Creación

La niña Ester

Un nuevo 'cuentín triste' de Juana Mari San Millán.

Cuentinos tristes

La niña Ester

/por Juana Mari San Millán/

El problema de la niña Ester no era la tisis, que también. El problema principal de la niña Ester era que era pobre. Tan niña no era la niña Ester. Pronto iba a cumplir los catorce. El bacilo de Koch enredado en sus pulmones la aniñaba a la fuerza; le impedía pegar el estirón propio de la edad. Tosía y tosía, le dolía el pecho, se fatigaba a menudo, carecía de apetito, sentía escalofríos durante el día, sudores durante la noche. La niña Ester, flaca, tísica, raquítica, pobre y todo, era una preciosidad.

—Una muñeca de porcelana —repetía Tasio a quien se interesara por ella.

Lo sabía de sobra porque la vigilaba todos los días a la hora del ángelus, el único rato en que Ester se asomaba a la calle sentada en el escaño de madera pegado a la fachada con humedades y desconchones de la casa donde vivía en el alto de la calle, frente a la iglesia del pueblo, justo en la línea divisoria entre el Barrio de Arriba y el Barrio de Abajo.

Tasio tenía todo el tiempo del mundo para observar a su preciosa muñeca de porcelana. Había cumplido ya los quince y abandonado, por tanto, la escuela. Ester tampoco iba a la escuela, en su caso por culpa de una tuberculosis multirresistente. En la hora del ángelus, Ester se sabía vigilada por Tasio, pero disimulaba de lo lindo la muy cuca. Tasio no ocultaba su prendamiento de Ester, babeaba por sus huesos enfermizos, aunque no podía acercarse a ella ni a la hora del ángelus ni a ninguna.

—Una preciosa muñeca de porcelana envuelta en una burbuja —se decía para sus adentros.

En realidad, nadie, excepto la madre (el padre se resumía en un eco confuso, una ausencia encarnada en sospechas) y el médico, se aproximaba a Ester por miedo al contagio. Tasio entendía los límites agobiantes de la pobreza —los mismos grillos que lo aherrojaban a él—, pero no comprendía la condena al aislamiento que padecía Ester ni el manto de pasividad y resignación que la enmarañaba.

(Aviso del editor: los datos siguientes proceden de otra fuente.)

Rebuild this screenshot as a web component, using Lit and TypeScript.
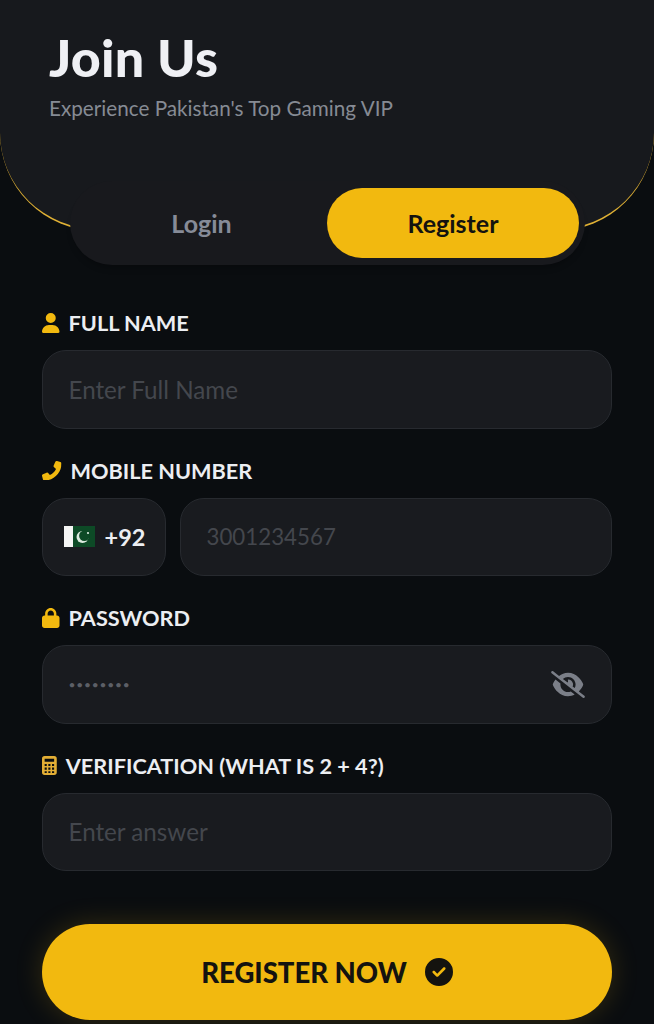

No lo pensó más: la secuestraría. Robaría la cartera y la moto de su hermano mayor, le pondría su único abrigo, su propio gorro de lana y sus guantes nuevos de cuero, la cogería en brazos, la ataría a su espalda y se la llevaría en la moto al balneario de Corconte. Ya se buscaría la vida; ya se las apañaría para que fuera atendida como una reina de porcelana y encontrara la sanación.

A las doce en punto del planeado día D del secuestro, recostó la moto sobre una de las columnas del portalillo de la iglesia de San Juan Bautista, patrón de Santibáñez de la Peña, el pueblo que habitaban ambos tortolitos desde que nacieron. Al quitarse el casco con la flema de un delincuente profesional o la chulería de un Marlon Brando mozo, escuchó con extrañeza campanadas que no convocaban a la oración del ángelus como de costumbre, sino que doblaban a muerto. Corrió a trancos hasta la puerta de la casa desaliñada de la niña Ester. El poyo de madera, adosado a la destartalada pared frontal, se mostraba vacío, desierto, desolado.